War Fund Shield
- Founded: 1914
- Abolished: 1918
- Region: Scotland
- Number of teams: 8 (1914–15) 11 (1917–18)
- Last champions: Celtic (1st title)
- Most successful club(s): Celtic (1 title), Morton (1 title)

= Navy and Army War Fund Shield =

The War Fund Shield was a Scottish football competition that was contested twice in the spring of 1915 and then again in the spring of 1918 (the Navy and Army War Fund Shield as it then became known). The aim of these competitions was to raise money for the footballers and their families who fought in World War I.

== 1914–15 ==

=== Quarter–Finals ===
The first round matches took place between 20 October – 1 December 1914. Celtic and Partick Thistle went to a replay.

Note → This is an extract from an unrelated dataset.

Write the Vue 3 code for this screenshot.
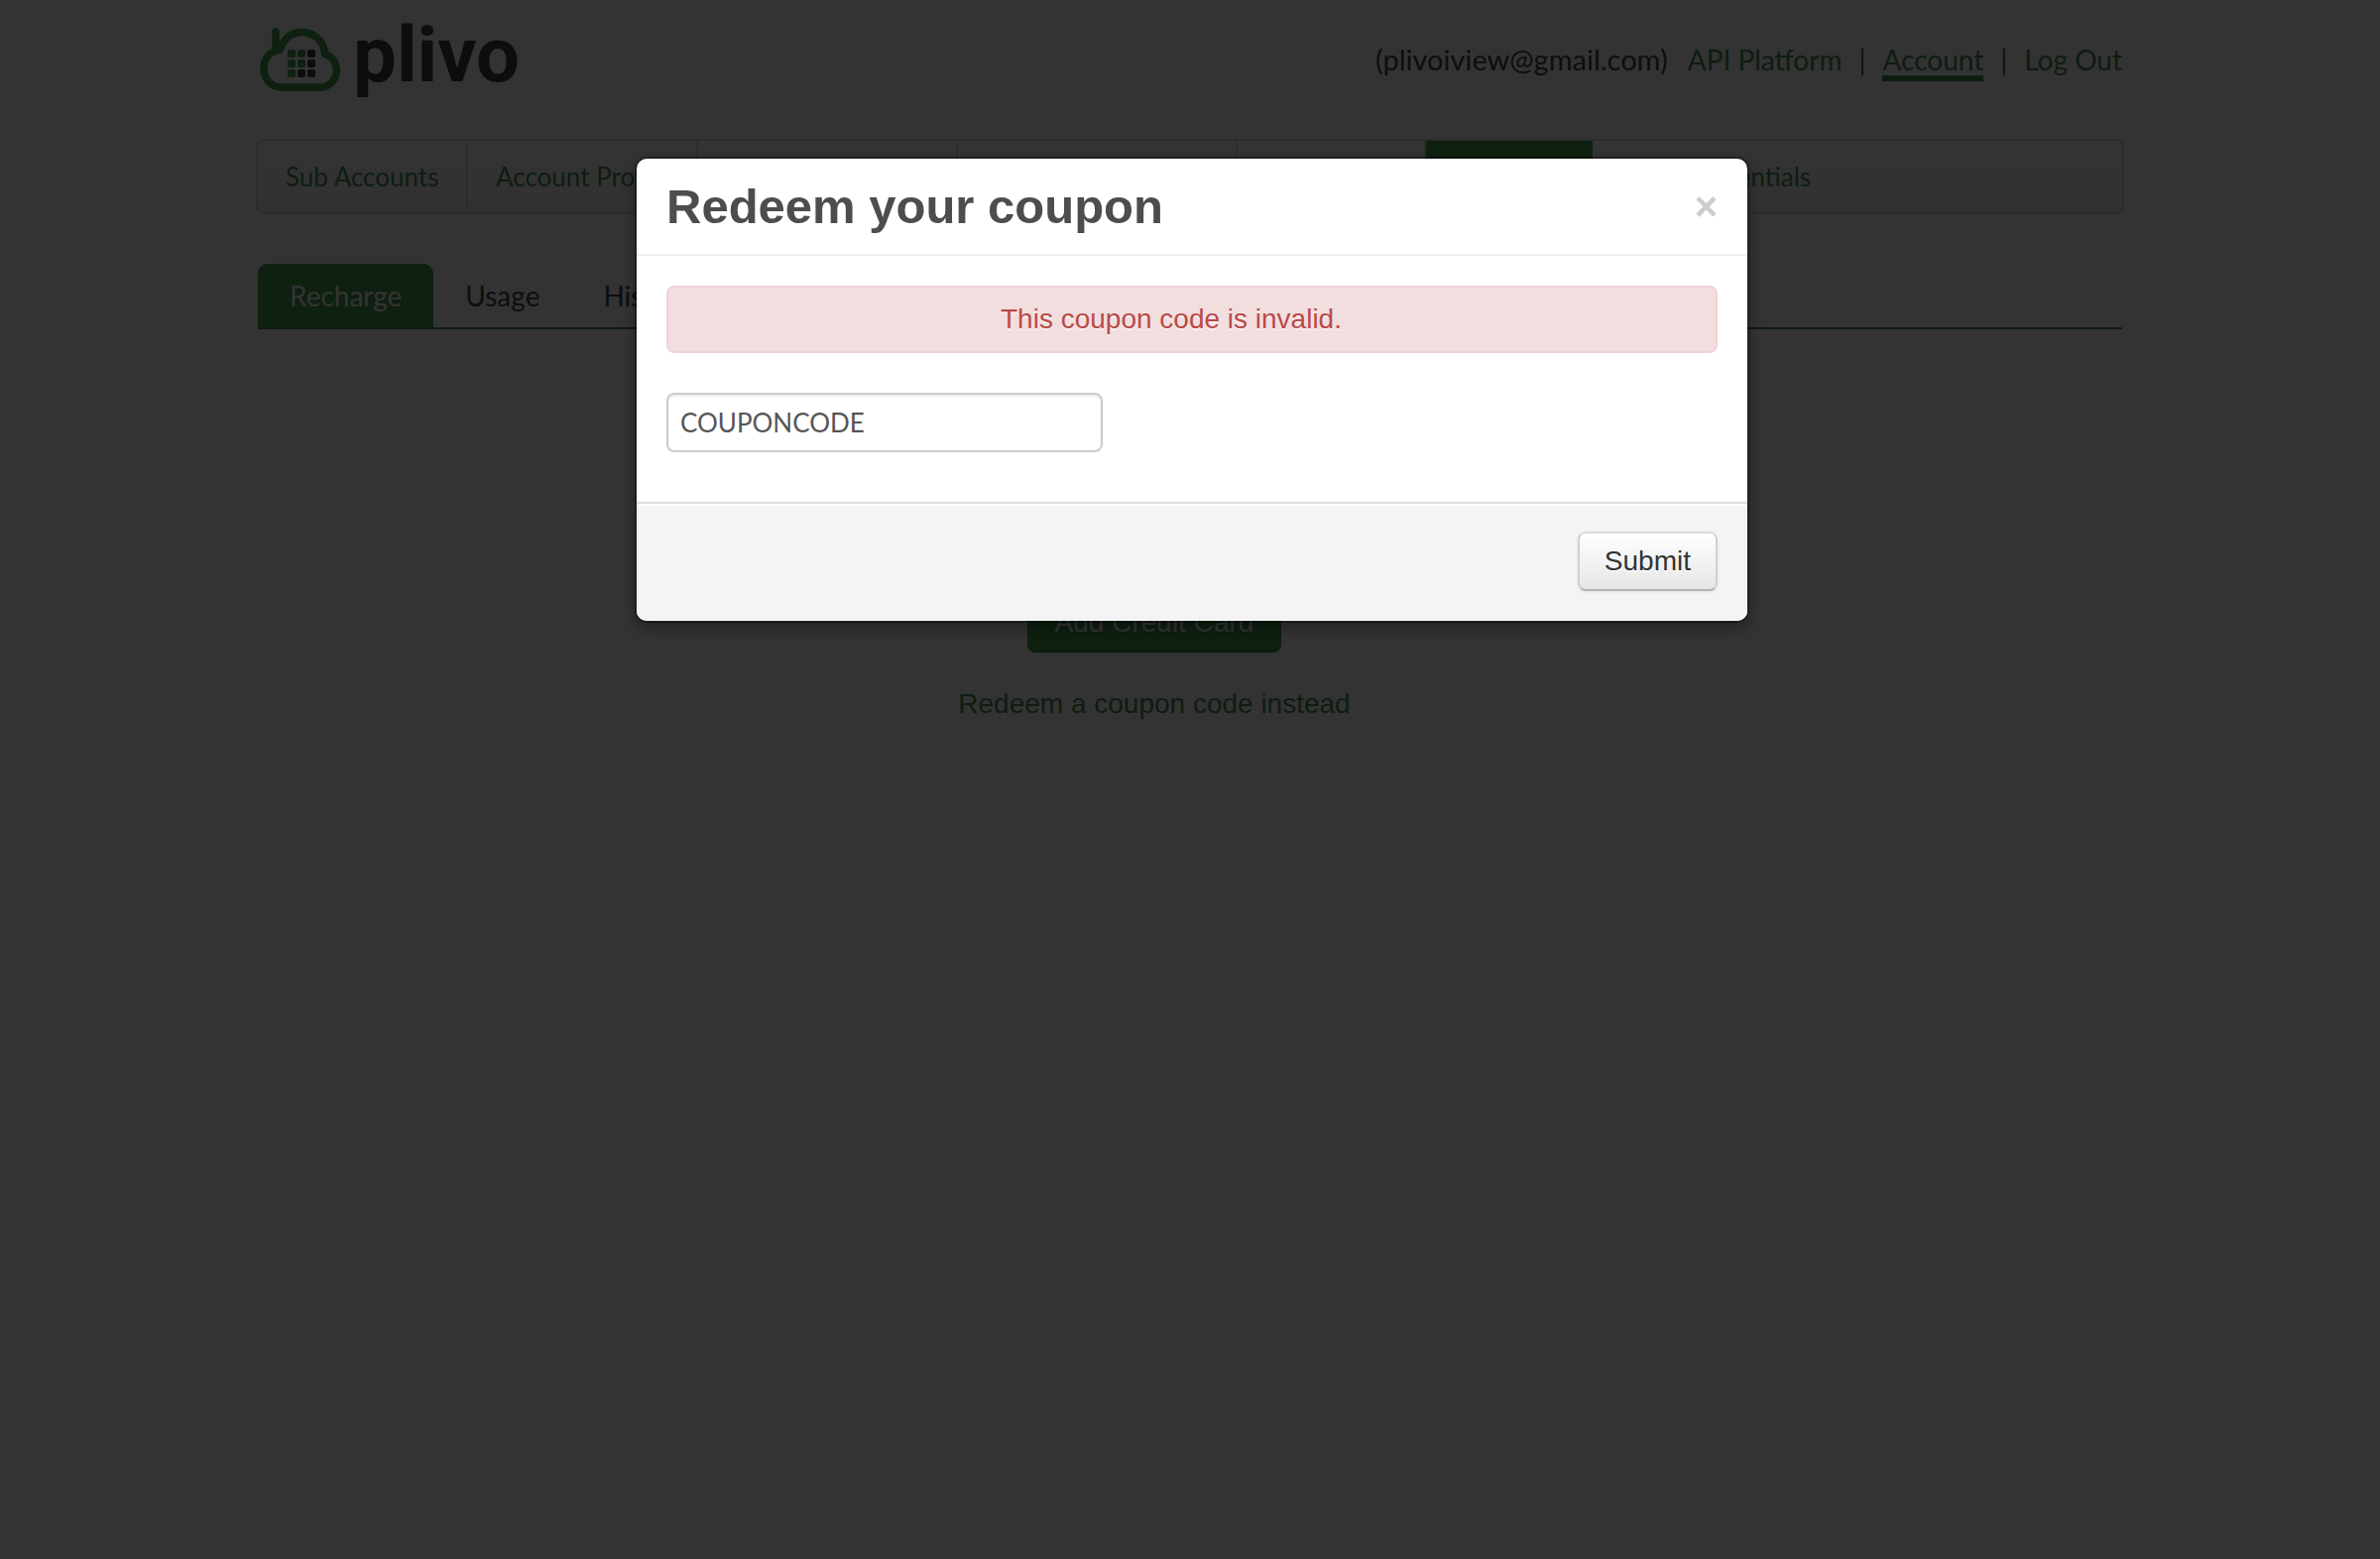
<script setup>
import { ref } from 'vue'

const coupon = ref('COUPONCODE')
const open = ref(true)

const sections = [
  { label: 'Sub Accounts', width: 212 },
  { label: 'Account Profile', width: 232 },
  { label: '', width: 262 },
  { label: '', width: 282 },
  { label: '', width: 190 },
  { label: '', width: 168, active: true },
  { label: 'API Credentials', width: 260 },
]
const tabs = ['Recharge', 'Usage', 'History']

const dots = []
for (let row = 0; row < 3; row++) {
  for (let col = 0; col < 3; col++) {
    dots.push({ x: 50 + col * 10, y: 50 + row * 10, dark: row + col > 2 || (row === 0 && col === 2) })
  }
}
</script>

<template>
  <div class="page">
    <div class="container">
      <header class="top">
        <a class="logo" href="#">
          <svg width="88" height="72" viewBox="20 22 88 72" aria-hidden="true">
            <path
              d="M38 32V51C31 53 26 61 26 69C26 80 34 88 44 88H83C92 88 99.500 80 99.500 71C99.500 63 95 57 87.500 54.500C87 41 76.500 32.500 64.500 32.500C53.500 32.500 46 39 42.500 50L38 51.500"
              fill="none" stroke="#46a050" stroke-width="7.500" stroke-linejoin="round" stroke-linecap="round"
            />
            <rect v-for="(d, i) in dots" :key="i" :x="d.x" :y="d.y" width="8" height="8" rx="2" :fill="d.dark ? '#3c3c3c' : '#46a050'" />
          </svg>
          <span class="word">plivo</span>
        </a>
        <nav class="links">
          <span class="mail">(plivoiview@gmail.com)</span>
          <a href="#">API Platform</a>
          <span class="bar">|</span>
          <a href="#" class="current">Account</a>
          <span class="bar">|</span>
          <a href="#">Log Out</a>
        </nav>
      </header>

      <nav class="sections">
        <a v-for="(s, i) in sections" :key="i" href="#" :class="{ active: s.active }" :style="{ width: s.width + 'px' }">{{ s.label }}</a>
      </nav>

      <nav class="tabs">
        <a v-for="(t, i) in tabs" :key="t" href="#" :class="{ active: i === 0 }">{{ t }}</a>
      </nav>

      <main class="content">
        <button type="button" class="add">Add Credit Card</button>
        <a href="#" class="redeem" @click.prevent="open = true">Redeem a coupon code instead</a>
      </main>
    </div>

    <template v-if="open">
      <div class="backdrop"></div>
      <form class="modal" role="dialog" aria-labelledby="modal-title" @submit.prevent>
        <div class="modal-header">
          <h3 id="modal-title">Redeem your coupon</h3>
          <button type="button" class="close" aria-label="Close" @click="open = false">×</button>
        </div>
        <div class="modal-body">
          <div class="alert" role="alert">This coupon code is invalid.</div>
          <input v-model="coupon" type="text" aria-label="Coupon code" />
        </div>
        <div class="modal-footer">
          <button type="submit" class="submit">Submit</button>
        </div>
      </form>
    </template>
  </div>
</template>

<style>
body {
  background: #fff;
}
</style>

<style scoped>
.page {
  position: relative;
  min-height: 100vh;
  overflow: hidden;
  font: 28px/40px "Liberation Sans", Arial, sans-serif;
  color: #4d4d4d;
}
.page *,
.page {
  box-sizing: border-box;
}
a {
  color: #469155;
  text-decoration: none;
}
.container {
  max-width: 1884px;
  margin: 0 auto;
}
.top,
.links,
.logo,
.sections,
.tabs {
  display: flex;
}
.top {
  justify-content: space-between;
  height: 140px;
  padding: 0 2px;
}
.logo {
  align-items: flex-start;
  height: 120px;
  padding-top: 22px;
}
.word {
  margin: -6px 0 0 8px;
  font: bold 78px/80px Roboto, sans-serif;
  color: #414141;
}
.links {
  padding-top: 40px;
  font-family: Lato, sans-serif;
  align-items: flex-start;
}
.mail {
  margin-right: 20px;
  color: #464646;
  font-size: 29px;
}
.bar {
  margin: 0 17px;
  color: #555;
}
.current {
  height: 42px;
  border-bottom: 6px solid #469155;
}
.sections {
  height: 76px;
  border: 2px solid #dcdcdc;
  border-radius: 8px;
  background: linear-gradient(#fff, #f5f5f5);
  font: 26px/72px Lato, sans-serif;
  overflow: hidden;
}
.sections a {
  flex: none;
  padding-left: 28px;
  border-right: 2px solid #dcdcdc;
  white-space: nowrap;
}
.sections a.active {
  background: #46a050;
  border-right: 0;
}
.sections a:last-child {
  padding-left: 44px;
  border-right: 0;
}
.tabs {
  margin: 50px 2px 0;
  border-bottom: 2px solid #469155;
  font: 28px/64px Lato, sans-serif;
}
.tabs a {
  padding: 0 32px;
  color: #464646;
}
.tabs a.active {
  border-radius: 10px 10px 0 0;
  background: #46a050;
  color: #fff;
}
.content {
  display: flex;
  flex-direction: column;
  align-items: center;
  gap: 32px;
  padding: 266px 72px 0 0;
}
.add {
  height: 60px;
  padding: 0 28px;
  border: 0;
  border-radius: 8px;
  background: #46a050;
  box-shadow: inset 0 -2px 2px rgba(0, 0, 0, 0.2);
  color: #fff;
  font: inherit;
}
.backdrop {
  position: absolute;
  inset: 0;
  background: rgba(0, 0, 0, 0.8);
}
.modal {
  position: absolute;
  top: 158px;
  left: 50%;
  width: 1124px;
  margin-left: -560px;
  border: 2px solid rgba(0, 0, 0, 0.3);
  border-radius: 12px;
  background: #fff;
  background-clip: padding-box;
  box-shadow: 0 6px 14px rgba(0, 0, 0, 0.3);
}
.modal-header {
  display: flex;
  justify-content: space-between;
  padding: 18px 30px;
  border-bottom: 2px solid #eee;
}
h3 {
  margin: 0;
  font-size: 49px;
  line-height: 60px;
}
.close {
  height: 40px;
  margin-top: 10px;
  padding: 0;
  border: 0;
  background: none;
  color: #ccc;
  font: bold 40px/40px "Liberation Sans", Arial, sans-serif;
}
.modal-body {
  padding: 30px 30px 50px;
}
.alert {
  padding: 12px 70px 12px 28px;
  border: 2px solid #eed3d7;
  border-radius: 8px;
  background: #f2dede;
  color: #b94a48;
  text-align: center;
  text-shadow: 0 2px 0 rgba(255, 255, 255, 0.5);
}
input {
  display: block;
  width: 440px;
  height: 60px;
  margin-top: 40px;
  padding: 0 12px;
  border: 2px solid #ccc;
  border-radius: 8px;
  background: #fff;
  box-shadow: inset 0 2px 2px rgba(0, 0, 0, 0.08);
  color: #555;
  font: 26px/40px Lato, sans-serif;
}
.modal-footer {
  display: flex;
  justify-content: flex-end;
  padding: 28px 30px 30px;
  border-top: 2px solid #ddd;
  border-radius: 0 0 10px 10px;
  background: #f4f4f4;
  box-shadow: inset 0 2px 0 #fff;
}
.submit {
  height: 60px;
  padding: 0 25px;
  border: 2px solid;
  border-color: #dcdcdc #d0d0d0 #b3b3b3;
  border-radius: 8px;
  background: linear-gradient(#fff, #e6e6e6);
  box-shadow: 0 2px 4px rgba(0, 0, 0, 0.05);
  color: #333;
  font: inherit;
  text-shadow: 0 2px 2px rgba(255, 255, 255, 0.75);
}
</style>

Ibrox Park hosted Clyde against St Mirren.
- Third Lanark 0–4 Rangers
- Clyde 0–1 St Mirren
- Partick Thistle 1–1 Celtic
- Celtic 2–1 Partick Thistle (replay)
- Morton 3–0 Queen's Park

=== Semi–Finals ===
The first semi-final was a Renfrewshire derby on 8 December 1914. The second semi-final was an Old Firm derby held at Firhill a week later.
- Rangers 2–1 Celtic
- Morton 1–0 St Mirren

=== Final ===
The final was held at Firhill on 28 April 1915. The attendance was 15,000.
- Morton 2–1 Rangers

== 1917–18 ==

=== Qualifying round ===
The qualifying round matches were held between 9 March – 6 April 1918. St Mirren and Kilmarnock went to extra time.
- St Mirren 2–3 Kilmarnock (aet)
- Morton 3–1 Third Lanark
- Clydebank 2–1 Airdrieonians

=== Quarter–Finals^{1} ===
The first round matches were all held on 20 April 1918.
- Celtic 2–1 Queen's Park
- Rangers 3–0 Partick Thistle
- Morton 7–1 Kilmarnock
- Motherwell 1–2 Clydebank

^{1}Not all results were recorded and known

=== Semi–Finals ===
The semi-finals were held on 27 April 1918.
- Celtic 2–0 Clydebank
- Rangers 1–3 Morton

===Final===
The final was held at Hampden Park on 4 May 1918 and the attendance was 20,000.
- Celtic 1–0 Morton

== Aftermath ==
Although Celtic officially won the 1917–18 competition the trophy was not presented to them as it was not ready. The competition was supposed to be an annual event but since war had ended the competition was never played again. There is no evidence of Celtic ever being presented with a trophy.